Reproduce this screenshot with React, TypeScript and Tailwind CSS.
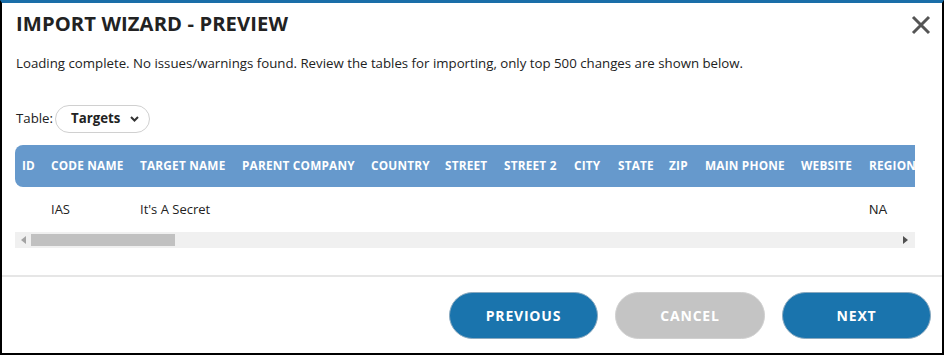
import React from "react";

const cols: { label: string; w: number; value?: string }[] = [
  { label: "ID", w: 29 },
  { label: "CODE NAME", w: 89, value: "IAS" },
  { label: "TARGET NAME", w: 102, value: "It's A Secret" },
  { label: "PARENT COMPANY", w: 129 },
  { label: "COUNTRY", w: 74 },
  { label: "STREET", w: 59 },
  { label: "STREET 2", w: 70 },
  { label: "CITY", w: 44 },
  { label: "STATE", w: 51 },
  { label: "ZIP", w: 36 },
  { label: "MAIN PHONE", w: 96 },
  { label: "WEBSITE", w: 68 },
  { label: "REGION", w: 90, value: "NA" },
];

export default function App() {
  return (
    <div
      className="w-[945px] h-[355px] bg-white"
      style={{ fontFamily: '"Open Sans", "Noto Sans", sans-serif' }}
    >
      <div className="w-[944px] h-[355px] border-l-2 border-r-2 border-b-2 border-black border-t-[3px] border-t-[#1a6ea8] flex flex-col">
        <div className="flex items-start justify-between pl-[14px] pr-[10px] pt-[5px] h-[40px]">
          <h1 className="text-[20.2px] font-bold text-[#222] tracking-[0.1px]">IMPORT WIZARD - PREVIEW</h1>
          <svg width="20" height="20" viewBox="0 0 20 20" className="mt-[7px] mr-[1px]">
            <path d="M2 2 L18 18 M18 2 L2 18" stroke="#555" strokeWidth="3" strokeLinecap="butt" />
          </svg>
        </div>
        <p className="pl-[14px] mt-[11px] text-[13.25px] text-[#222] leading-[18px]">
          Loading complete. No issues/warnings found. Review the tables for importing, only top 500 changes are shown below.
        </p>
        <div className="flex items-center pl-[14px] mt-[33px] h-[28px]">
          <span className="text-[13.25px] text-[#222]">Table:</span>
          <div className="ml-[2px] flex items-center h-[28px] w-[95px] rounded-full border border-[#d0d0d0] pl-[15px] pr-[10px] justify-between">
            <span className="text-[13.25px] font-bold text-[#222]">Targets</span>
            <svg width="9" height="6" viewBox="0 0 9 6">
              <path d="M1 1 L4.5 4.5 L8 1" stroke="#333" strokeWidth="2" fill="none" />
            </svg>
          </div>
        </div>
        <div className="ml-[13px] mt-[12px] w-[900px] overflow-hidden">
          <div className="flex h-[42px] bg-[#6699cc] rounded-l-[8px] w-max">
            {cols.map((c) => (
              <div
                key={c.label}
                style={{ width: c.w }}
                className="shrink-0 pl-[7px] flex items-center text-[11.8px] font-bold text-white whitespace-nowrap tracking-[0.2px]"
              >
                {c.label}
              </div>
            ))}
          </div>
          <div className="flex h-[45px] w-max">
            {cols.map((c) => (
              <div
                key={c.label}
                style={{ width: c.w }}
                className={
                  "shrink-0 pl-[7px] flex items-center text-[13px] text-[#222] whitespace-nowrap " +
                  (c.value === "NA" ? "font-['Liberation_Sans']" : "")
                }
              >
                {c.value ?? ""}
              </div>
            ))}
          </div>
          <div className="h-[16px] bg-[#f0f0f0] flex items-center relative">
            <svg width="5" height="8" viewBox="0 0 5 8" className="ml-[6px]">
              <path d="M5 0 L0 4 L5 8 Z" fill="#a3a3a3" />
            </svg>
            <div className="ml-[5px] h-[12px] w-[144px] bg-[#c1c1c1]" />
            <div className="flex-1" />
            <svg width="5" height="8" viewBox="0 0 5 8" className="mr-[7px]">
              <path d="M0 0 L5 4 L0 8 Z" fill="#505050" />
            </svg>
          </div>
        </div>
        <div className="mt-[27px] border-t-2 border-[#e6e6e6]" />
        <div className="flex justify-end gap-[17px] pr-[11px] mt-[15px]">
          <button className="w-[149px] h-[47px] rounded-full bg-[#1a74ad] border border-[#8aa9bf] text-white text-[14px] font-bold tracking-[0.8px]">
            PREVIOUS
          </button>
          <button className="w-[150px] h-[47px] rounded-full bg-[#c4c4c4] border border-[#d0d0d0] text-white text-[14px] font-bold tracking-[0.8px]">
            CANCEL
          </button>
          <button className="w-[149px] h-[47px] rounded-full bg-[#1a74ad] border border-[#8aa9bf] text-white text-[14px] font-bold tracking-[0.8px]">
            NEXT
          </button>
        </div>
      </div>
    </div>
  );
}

**Given task**
Find the lines containing "React" and pull them out.

**Answer in full**
Reproduce this screenshot with React, TypeScript and Tailwind CSS.
import React from "react";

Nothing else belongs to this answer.